Prosecutors also allege that Patterson carefully planned his crimes. That may sound like it will make it hard to introduce a mental-illness element to the defense. But attorney Fred Goetz said premeditation and mental illness are two different things.
"One can premeditate a crime, but you could be delusional. You could give some thought, for example, 'I have to do this because God is commanding me to do these things.' So, to the extent things would be thought out or pre-planned, but they would be under a complete delusion — a delusional set of reality," Goetz said.
Former Ramsey County Attorney Susan Gaertner said prosecutors are holding the best hand right now. She said there's still the possibility that Patterson will be charged for crimes he allegedly committed in Douglas County, Wis., where Patterson allegedly held Jayme for 88 days.

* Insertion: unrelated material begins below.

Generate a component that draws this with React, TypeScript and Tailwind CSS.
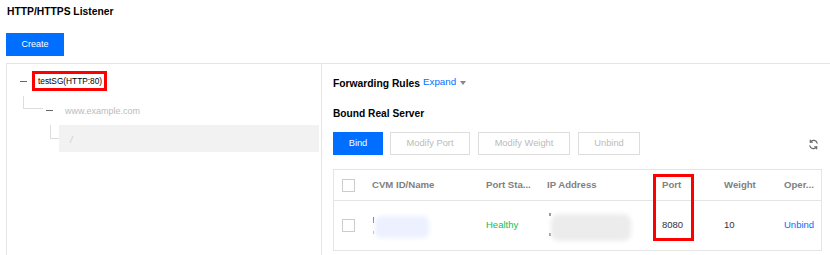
import React from "react";

const F = { fontFamily: '"Liberation Sans", Arial, sans-serif' };

function Refresh() {
  return (
    <svg width="11" height="11" viewBox="0 0 24 24" fill="none" stroke="#666" strokeWidth="2.6" strokeLinecap="round" strokeLinejoin="round">
      <path d="M20 9a8 8 0 0 0-14.5-2.5" />
      <path d="M4 15a8 8 0 0 0 14.5 2.5" />
      <path d="M5 2.5v4.5h4.5" />
      <path d="M19 21.5V17h-4.5" />
    </svg>
  );
}

export default function App() {
  return (
    <div className="w-[830px] h-[255px] overflow-hidden bg-white text-[9.5px] text-[#333]" style={F}>
      <div className="pl-[7px] pt-[5px] h-[19px] leading-[14px] font-bold text-[10.3px] text-[#000]">HTTP/HTTPS Listener</div>
      <div className="pl-[6px] mt-[14px]">
        <button className="w-[58px] h-[23px] bg-[#006eff] text-white text-[9px] leading-[23px]">Create</button>
      </div>
      <div className="ml-[6px] mt-[7px] border-t border-l border-[#e5e5e5] flex h-[200px]">
        {/* left tree */}
        <div className="w-[315px] border-r border-[#e5e5e5] shrink-0">
          <div className="flex items-center h-[20px] mt-[7px]">
            <div className="w-[7px] h-[1px] bg-[#666] ml-[13px]" />
            <div className="ml-[5px] border-[3px] border-[#ff0000] h-[20px] pl-[3px] pr-[2px] flex items-center text-[8.3px] text-[#000] leading-none">testSG(HTTP:80)</div>
          </div>
          <div className="flex items-start h-[34px]">
            <div className="ml-[16px] mt-[5px] w-[20px] h-[13px] border-l border-b border-[#ddd]" />
            <div className="w-[7px] h-[1px] bg-[#666] ml-[3px] mt-[19px]" />
            <div className="ml-[12px] mt-[13px] text-[9px] text-[#bbb] leading-[14px]">www.example.com</div>
          </div>
          <div className="flex items-start h-[28px]">
            <div className="ml-[43px] w-[21px] h-[14px] border-l border-b border-[#ddd]" />
            <div className="ml-[-12px] flex-1 bg-[#f2f2f2] h-[27px] mr-[2px] rounded-[1px] text-[#ccc] text-[9px] pl-[11px] pt-[9px] italic leading-[12px]">/</div>
          </div>
        </div>
        {/* right */}
        <div className="flex-1 pl-[11px] pr-[8px]">
          <div className="mt-[13px] h-[14px] flex items-center">
            <span className="font-bold text-[10.3px] text-[#000] leading-[14px]">Forwarding Rules</span>
            <span className="ml-[3px] text-[#006eff] text-[9.8px] leading-[14px] relative top-[-2px]">Expand</span>
            <svg width="6" height="4" viewBox="0 0 6 4" className="ml-[4px] relative top-[-1px]"><path d="M0 0h6L3 4z" fill="#888" /></svg>
          </div>
          <div className="mt-[16px] h-[14px] leading-[14px] font-bold text-[10.2px] text-[#000]">Bound Real Server</div>
          <div className="mt-[11px] flex items-center h-[23px] text-[9.3px]">
            <button className="w-[50px] h-[23px] bg-[#006eff] text-white">Bind</button>
            <button className="ml-[7px] w-[80px] h-[23px] border border-[#ddd] text-[#bbb]">Modify Port</button>
            <button className="ml-[8px] w-[92px] h-[23px] border border-[#ddd] text-[#bbb]">Modify Weight</button>
            <button className="ml-[8px] w-[62px] h-[23px] border border-[#ddd] text-[#bbb]">Unbind</button>
            <div className="ml-auto mr-[3px] mt-[1px] flex"><Refresh /></div>
          </div>
          <div className="mt-[14px] border border-[#e5e5e5] border-b-0 relative">
            <div className="flex items-center h-[31px] border-b border-[#e5e5e5] text-[9.6px] font-bold text-[#7f7f7f]">
              <div className="w-[38px] pl-[8px]"><div className="w-[13px] h-[13px] border border-[#ccc] bg-white" /></div>
              <div className="w-[114px]">CVM ID/Name</div>
              <div className="w-[61px] whitespace-nowrap">Port Sta...</div>
              <div className="w-[115px]">IP Address</div>
              <div className="w-[62px]">Port</div>
              <div className="w-[60px]">Weight</div>
              <div>Oper...</div>
            </div>
            <div className="flex items-center h-[50px] border-b border-[#e5e5e5] text-[9.5px]">
              <div className="w-[38px] pl-[8px]"><div className="w-[13px] h-[13px] border border-[#ccc] bg-white" /></div>
              <div className="w-[114px] relative h-[50px]">
                <div className="absolute left-[1px] top-[16px] w-[1px] h-[6px] bg-[#4a7cff]" />
                <div className="absolute left-[1px] top-[30px] w-[1px] h-[3px] bg-[#bbb]" />
                <div className="absolute left-[3px] top-[15px] w-[54px] h-[22px] bg-[#edf1ff] rounded-[6px] blur-[2px]" />
              </div>
              <div className="w-[61px] text-[#0abf5b]">Healthy</div>
              <div className="w-[115px] relative h-[50px]">
                <div className="absolute left-[2px] top-[12px] w-[2px] h-[3px] bg-[#999]" />
                <div className="absolute left-[2px] top-[32px] w-[2px] h-[3px] bg-[#999]" />
                <div className="absolute left-[4px] top-[13px] w-[80px] h-[27px] bg-[#ececec] rounded-[8px] blur-[2px]" />
              </div>
              <div className="w-[62px]">8080</div>
              <div className="w-[60px]">10</div>
              <div className="text-[#006eff]">Unbind</div>
            </div>
            <div className="absolute left-[319px] top-[4px] w-[41px] h-[67px] border-[3px] border-[#ff0000]" />
          </div>
        </div>
      </div>
    </div>
  );
}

But Gaertner said the prosecutors in Douglas County will have to weigh the pros and cons before they make a filing decision.
"I think that the care they're taking to not make a media display of sensitive, highly-personal information about what might have happened during her captivity," said Gaertner. "I respect that approach a lot."
Gaertner said Douglas County will not need to "pile on" more charges if Patterson is convicted and receives the maximum sentence.
Patterson has not yet entered a plea. Another court appearance is scheduled in his case for next month.